Miryem is determined and stubborn and an excellent moneylender. She boasts that she can turn silver into gold, accidentally drawing the attention of the Staryk king. The Staryk are a powerful, dangerous race that exist in a parallel frozen world, and when the king opens a road between worlds, the Staryk raid, destroying homes, killing defenders, and stealing gold. The Staryk king demands Miryem turn his silver into gold three times. If she fails, he will kill her. If she succeeds, he will make her his queen. Although Miryem wants neither of these outcomes, with the help of her cousin’s fiancé, she turns the silver into three pieces of magical jewelry, which she sells to Irinia who then marries the tsar.
When Miryem is taken to the Staryk land, she is forced to transmute warehouses of silver into gold and bring about a perpetual winter for her home. When Irinia learns that the tsar is sworn to a demon whose hunger will never be sated even if it consumed an entire kingdom, she builds a trap while protecting her subjects. And when Wanda’s father arranges her marriage against her will, she must find her freedom while also protecting her brothers. The women must work harder and smarter to find a way out of their impossible situations.

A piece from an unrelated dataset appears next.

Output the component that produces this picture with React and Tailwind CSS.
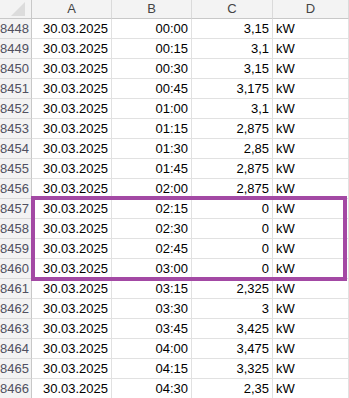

I mentioned above that Spinning Silver is inspired by Rumpelstiltskin. The elements are there if you look for them: a boast, a greedy lord, the power of names, the magic of the number three. But Miryem isn’t the helpless girl, locked up in a tower and traded by her father to the king. She is confident, capable, and clever, able to quickly identify the rules of the system and make the most of them. Similarly, Irinia and Wanda are observant, quick learners, and refuse to back down from the cruelty of the powerful men in their lives.
These are women of agency. They know how fragile their respective positions are, but they fight to protect the people with whom their share a bond. And watching them discover their strengths is one of the best parts of the book. Even some of the men in this story get satisfying character arcs: men who at first appear weak, cruel, or greedy grow and change over the course of the story. As much as I liked the worldbuilding on display in Spinning Silver, it’s the characters that will stick with me. And while some might complain that there are too many points of view, I think the mix of narrators allows Novik to pull a few tricks of her own as the storylines come together in a climactic showdown.
There’s a quote by G. K. Chesterton that goes, “Fairy tales do not tell children that dragons exist. Children already know that dragons exist. Fairy tales tell children the dragons can be killed.” Naomi Novik is an expert in dragons. She wrote nine books in the Temeraire series that brought dragons into the Napoleonic Wars, and she wrote Uprooted, the story of the Dragon in the tower, taking young women from a village. But with Spinning Silver, she does Chesterton one better: She tells children that sometimes it’s not the warrior who can swing the biggest sword or rides the most powerful horse that slays the dragon. Sometimes it’s the woman with the keenest intellect, the fiercest determination, and the deepest love for others.